About Restaurant Openings Around DC
A guide to the newest places to eat and drink.
Yellow Georgetown. 1524 Wisconsin Ave., NW.
Albi chef Michael Rafidi is growing his popular Levantine cafe, Yellow. A cozy 60-seat Georgetown dining room and patio will open on Saturday, December 10 with morning and daytime menus specializing in pastries and stuffed pitas from the Eastern Mediterranean, similar to the Navy Yard original. An all-new evening service will begin next month where diners can match Lebanese and Palestinian wines with mezze, street snacks, and wood-fired flatbreads.
In Navy Yard, the cafe draws from Rafidi’s adjoining Michelin-starred restaurant and Eastern Mediterranean cooking traditions. The new Georgetown location claims its own wood-burning oven to turn out fluffy pitas stuffed with seasonal combinations like coal-fired chicken shawarma with crispy potatoes and garlicky labne, or crunchy falafel and smoked feta. Rafidi grew up in Maryland cooking with his Palestinian grandparents, and offers favorite childhood dishes like sfeeha—an open-faced lamb meat pie with garlic toum.

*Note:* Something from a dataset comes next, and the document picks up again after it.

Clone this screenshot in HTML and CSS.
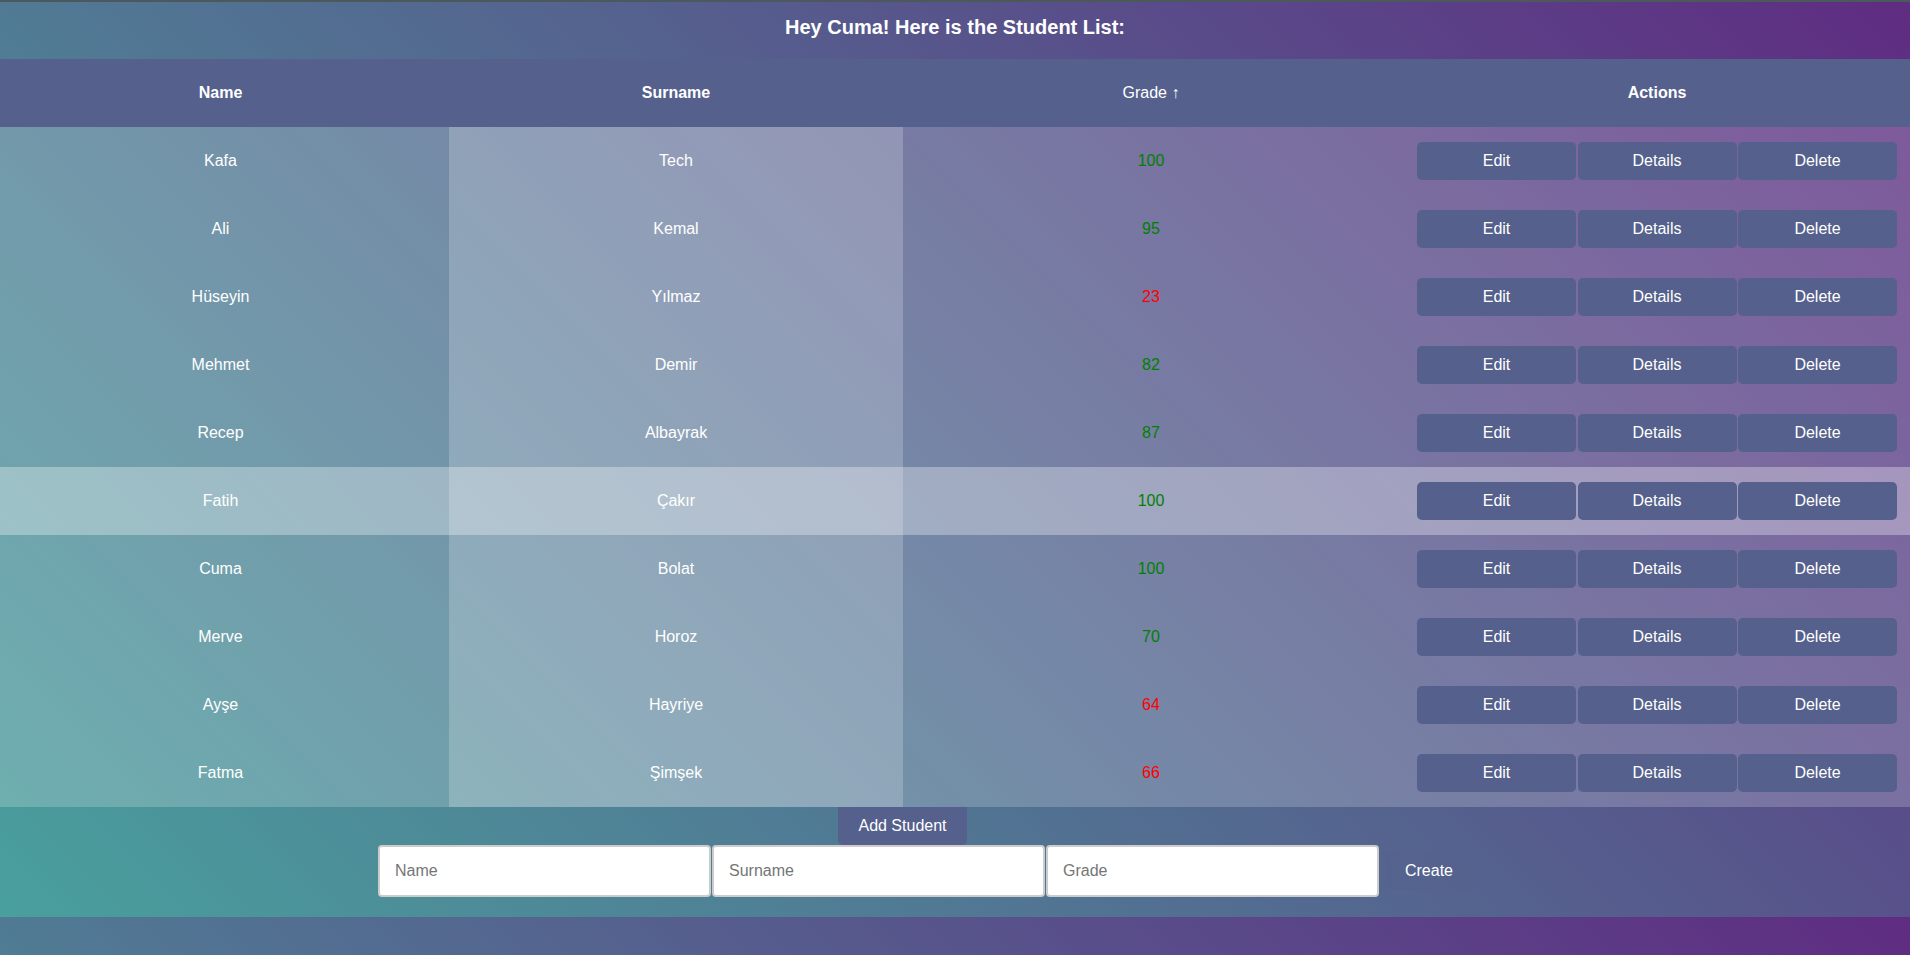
FILE: index.html
```html
<!DOCTYPE html>
<html lang="en">
<head>
<meta charset="utf-8">
<title>Student List</title>
<link rel="stylesheet" href="styles.css">
</head>
<body>
<div class="page">
  <h1 class="title">Hey Cuma! Here is the Student List:</h1>
  <table class="students">
    <colgroup>
      <col class="col-name">
      <col class="col-surname">
      <col class="col-grade">
      <col class="col-actions">
    </colgroup>
    <thead>
      <tr>
        <th class="name-cell">Name</th>
        <th>Surname</th>
        <th class="sortable">Grade ↑</th>
        <th class="actions-cell">Actions</th>
      </tr>
    </thead>
    <tbody>
      <tr>
        <td class="name-cell">Kafa</td><td>Tech</td><td class="grade pass">100</td>
        <td class="actions-cell"><div class="actions"><button class="btn">Edit</button><button class="btn">Details</button><button class="btn">Delete</button></div></td>
      </tr>
      <tr>
        <td class="name-cell">Ali</td><td>Kemal</td><td class="grade pass">95</td>
        <td class="actions-cell"><div class="actions"><button class="btn">Edit</button><button class="btn">Details</button><button class="btn">Delete</button></div></td>
      </tr>
      <tr>
        <td class="name-cell">Hüseyin</td><td>Yılmaz</td><td class="grade fail">23</td>
        <td class="actions-cell"><div class="actions"><button class="btn">Edit</button><button class="btn">Details</button><button class="btn">Delete</button></div></td>
      </tr>
      <tr>
        <td class="name-cell">Mehmet</td><td>Demir</td><td class="grade pass">82</td>
        <td class="actions-cell"><div class="actions"><button class="btn">Edit</button><button class="btn">Details</button><button class="btn">Delete</button></div></td>
      </tr>
      <tr>
        <td class="name-cell">Recep</td><td>Albayrak</td><td class="grade pass">87</td>
        <td class="actions-cell"><div class="actions"><button class="btn">Edit</button><button class="btn">Details</button><button class="btn">Delete</button></div></td>
      </tr>
      <tr class="is-hovered">
        <td class="name-cell">Fatih</td><td>Çakır</td><td class="grade pass">100</td>
        <td class="actions-cell"><div class="actions"><button class="btn">Edit</button><button class="btn">Details</button><button class="btn">Delete</button></div></td>
      </tr>
      <tr>
        <td class="name-cell">Cuma</td><td>Bolat</td><td class="grade pass">100</td>
        <td class="actions-cell"><div class="actions"><button class="btn">Edit</button><button class="btn">Details</button><button class="btn">Delete</button></div></td>
      </tr>
      <tr>
        <td class="name-cell">Merve</td><td>Horoz</td><td class="grade pass">70</td>
        <td class="actions-cell"><div class="actions"><button class="btn">Edit</button><button class="btn">Details</button><button class="btn">Delete</button></div></td>
      </tr>
      <tr>
        <td class="name-cell">Ayşe</td><td>Hayriye</td><td class="grade fail">64</td>
        <td class="actions-cell"><div class="actions"><button class="btn">Edit</button><button class="btn">Details</button><button class="btn">Delete</button></div></td>
      </tr>
      <tr>
        <td class="name-cell">Fatma</td><td>Şimşek</td><td class="grade fail">66</td>
        <td class="actions-cell"><div class="actions"><button class="btn">Edit</button><button class="btn">Details</button><button class="btn">Delete</button></div></td>
      </tr>
    </tbody>
  </table>
  <div class="add-section">
    <button class="btn add-btn">Add Student</button>
    <form class="add-form">
      <input class="field" type="text" placeholder="Name">
      <input class="field" type="text" placeholder="Surname">
      <input class="field" type="text" placeholder="Grade">
      <button class="btn create-btn" type="button">Create</button>
    </form>
  </div>
</div>
</body>
</html>
```

FILE: styles.css
```css
body {
  margin: 0;
  font-family: "Liberation Sans", Arial, sans-serif;
  font-size: 16px;
  color: #ffffff;
  background: linear-gradient(45deg, #49a09d, #5f2c82);
}

.page {
  border-top: 2px solid #4b595d;
}

.title {
  margin: 14px 0 20px;
  font-size: 20px;
  line-height: 23px;
  font-weight: bold;
  text-align: center;
}

.students {
  width: 100%;
  border-collapse: collapse;
  table-layout: fixed;
}

.col-name { width: 449px; }
.col-surname { width: 454px; }
.col-grade { width: 496px; }

.students th {
  background: #55608c;
  padding: 25px 15px;
  line-height: 18px;
  font-size: 16px;
  font-weight: bold;
  text-align: center;
}

.students th.sortable {
  font-weight: normal;
}

.students tbody tr {
  background: rgba(255, 255, 255, 0.2);
}

.students tbody tr:hover,
.students tbody tr.is-hovered {
  background: rgba(255, 255, 255, 0.45);
}

.students td {
  padding: 15px;
  line-height: 18px;
  text-align: center;
  vertical-align: middle;
}

.students td:nth-child(2) {
  background: rgba(255, 255, 255, 0.2);
}

.students .name-cell {
  padding-left: 11px;
  padding-right: 19px;
}

.grade.pass { color: #008000; }
.grade.fail { color: #ff0000; }

.students .actions-cell {
  padding-left: 18px;
  padding-right: 13px;
}

.actions {
  display: flex;
  gap: 1.5px;
}

.actions .btn {
  flex: 1;
}

.btn {
  background: #55608c;
  color: #ffffff;
  border: none;
  border-radius: 5px;
  padding: 10px 20px;
  font-family: "Liberation Sans", Arial, sans-serif;
  font-size: 16px;
  line-height: 18px;
  cursor: pointer;
}

.add-section {
  display: flex;
  flex-direction: column;
  align-items: center;
  padding-bottom: 20px;
}

.add-btn {
  margin-right: 105px;
  border-radius: 0 0 5px 5px;
}

.add-form {
  display: flex;
  align-items: center;
  margin: 0 59px 0 0;
}

.field {
  box-sizing: border-box;
  width: 333px;
  height: 52px;
  margin-right: 1px;
  padding: 0 15px;
  border: 2px solid #cccccc;
  border-radius: 4px;
  background: #ffffff;
  font-family: "Liberation Sans", Arial, sans-serif;
  font-size: 16px;
  color: #333333;
}

.field::placeholder {
  color: #757575;
}

.create-btn {
  margin-left: 5px;
  background: rgba(85, 96, 140, 0.35);
}
```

Mornings at Yellow Georgetown will bring a variety of creative treats, including honey-halva draft lattes from coffee director Ayat Elhag using Counter Culture beans—plus potent Turkish coffees. Head pastry chef Alicia Wang riffs on classic French viennoiseries with Mediterranean flavors for pastries such as twice-baked baklava croissants, lemon-sumac kouign amann, and seven-spice chocolate cruffins. Early risers can also snag ka’ak—Jerusalem-style bagels coated in sesame—and spice-strewn “Urfa-thing” bagels.
Come mid-January, evenings will roll out with “a fun, energetic wine program,” per Rafidi. Think lots of bubbles, natural wines, and interesting finds from sommeliers William Simons (wine director at Albi) and Marcie Cox, formerly of Dio Wine Bar (now closed). Bottles will also be available for retail purchase. Bar vet Alex Bookless is behind a rotating selection of coffee cocktails such as an Arabic coffee negronis and old fashioneds. To match the drinks: a variety of mezze and thin, wood-fired “not pizzas.”
“We’re calling it ‘not pizza’ because people are going to be ‘this is not really pizza’ so we’re getting ahead of it,” says Rafidi.
The rounds come from the wood-burning oven brushed with garlic, Lebanese olive oil, and za’atar in flavors like a harissa-spiced Margherita with smoked cheese and basil. Rafidi describes the style as similar to Neapolitan, designed with fluffy crusts for dunking in hummus, labneh, and other Levantine dips.
Yellow Georgetown is just the start of an expansion for Rafidi, who plans to open a huge flagship Yellow cafe, test kitchen, and wood-fired kebab spot in a former meatpacking warehouse near Union Market next year. A rooftop bar and bistro, La’ Shukran, will sit above with DJs spinning Middle Eastern music into the evening.